= Sarah Litzsinger =

American actress and singer

Sarah Litzsinger is an American actress and singer, best known for her career in musical theatre.

==Life and career==
Litzsinger appeared in Marilyn: An American Fable and in the Broadway revival of Oliver!, alongside Patti LuPone. She also was in the ensemble of Les Misérables, understudying the roles of Cosette and Eponine. She went on to star as The Narrator in the Canadian production and U.S. national touring companies of Joseph and the Amazing Technicolor Dreamcoat, with Donny Osmond. On December 2, 2000, she took over the role of Belle from Andrea McArdle in the Broadway production of Beauty and the Beast after playing it on the national tour and understudying the role on Broadway for a year. After playing Belle full-time for nearly two years she left the show August 2002 and was succeeded by Jamie-Lynn Sigler. In August 2002, Sarah went right into rehearsal for Michel LeGrand's Amour on Broadway. She originated the role of Madeleine in the French musical fable. After Amour closed, Litzsinger returned to the role of Belle on February 11, 2003.

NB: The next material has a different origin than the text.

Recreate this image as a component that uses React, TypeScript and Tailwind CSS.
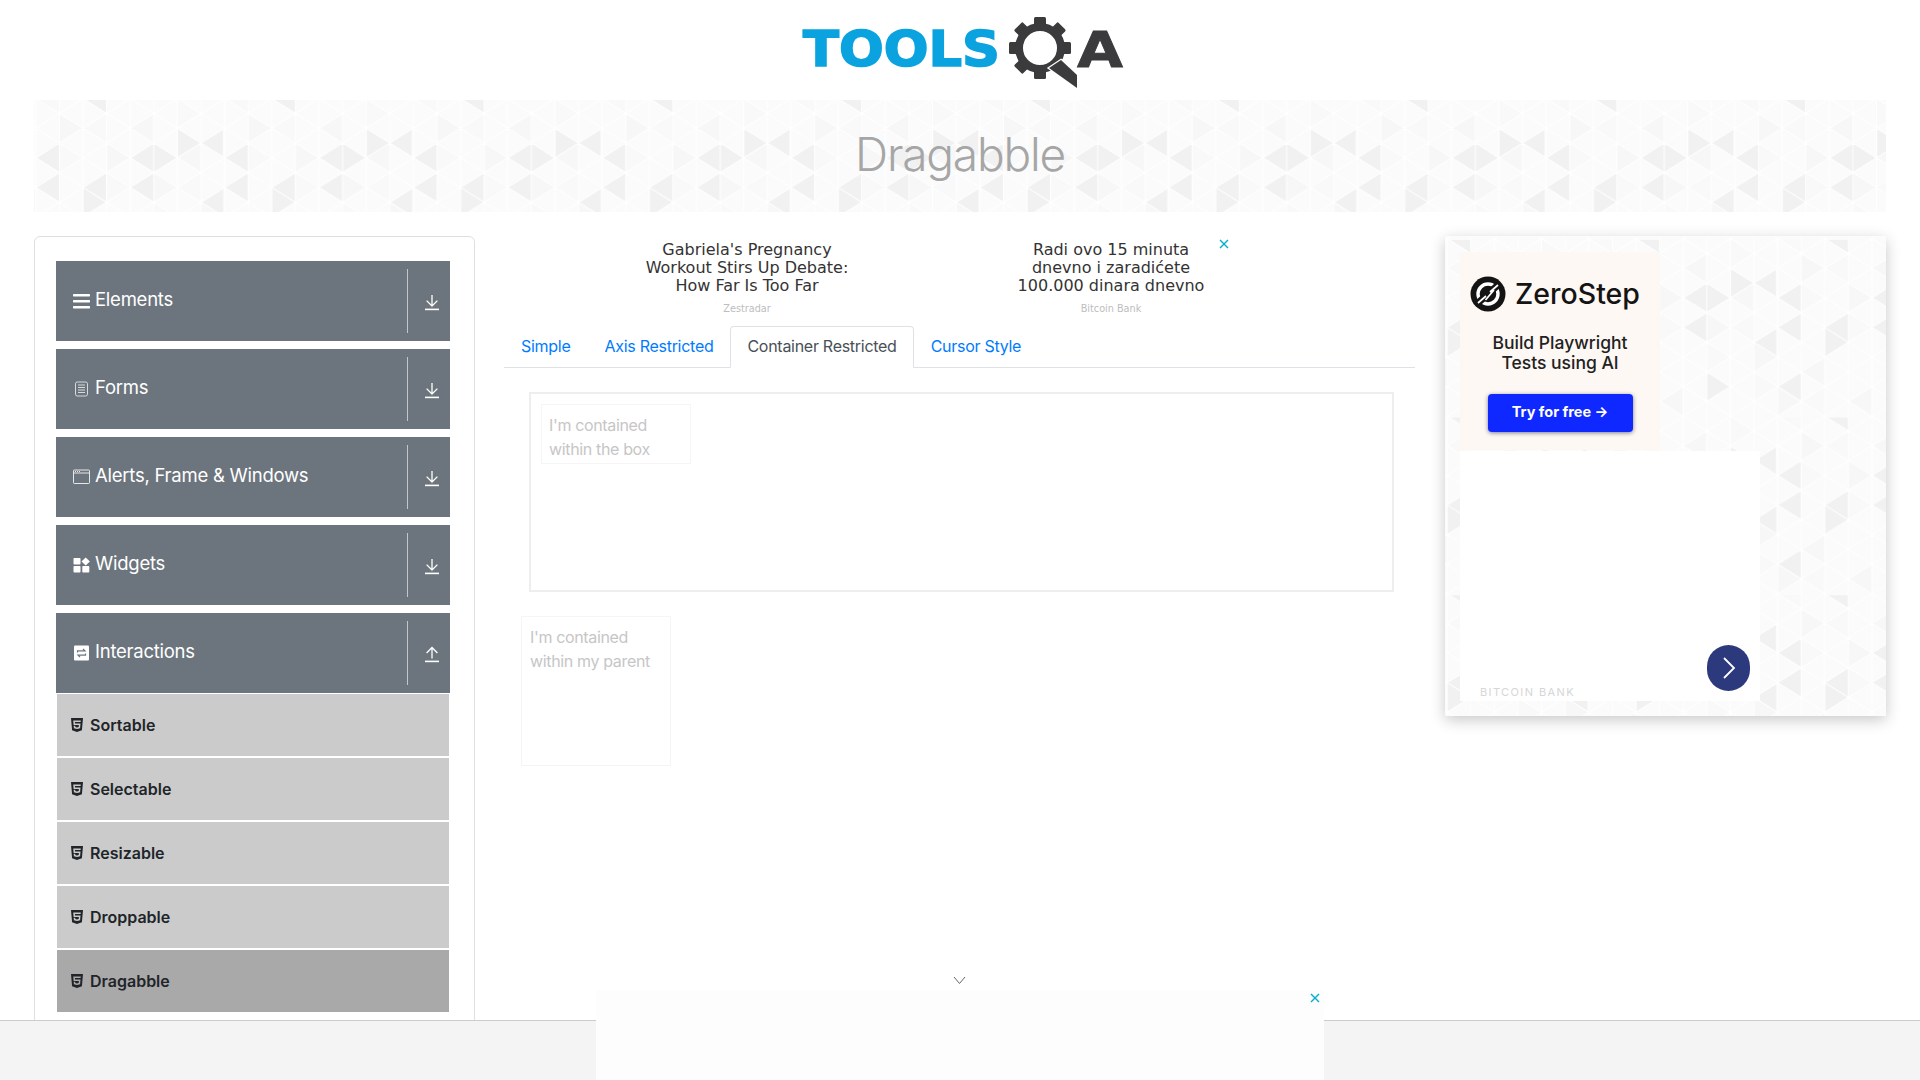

In 2006, she played Eva Peron in the 25th U.S. national tour of Evita.

From May 30 – September 17, 2006, she once again appeared in Disney's Beauty and the Beast replacing Ashley Brown as Belle. Litzsinger holds the distinction of being Broadway's longest-running Belle.

In 2004, Litzsinger released a self-titled solo album.

She is also a member of the band TASTiSKANK, along with another Broadway actress, Kate Reinders. In 2007, they won the Breakout Award at the HBO Aspen Festival. They were also voted as two of the 25 Sexiest New Yorkers by the New York Post. Tastiskank performed their act at the 2008 TBS Comedy Festival in Las Vegas. Reinders and Litzsinger co-starred opposite Constantine Maroulis in an independent TV pilot called Teachers which aired at the fourth annual New York Television Festival.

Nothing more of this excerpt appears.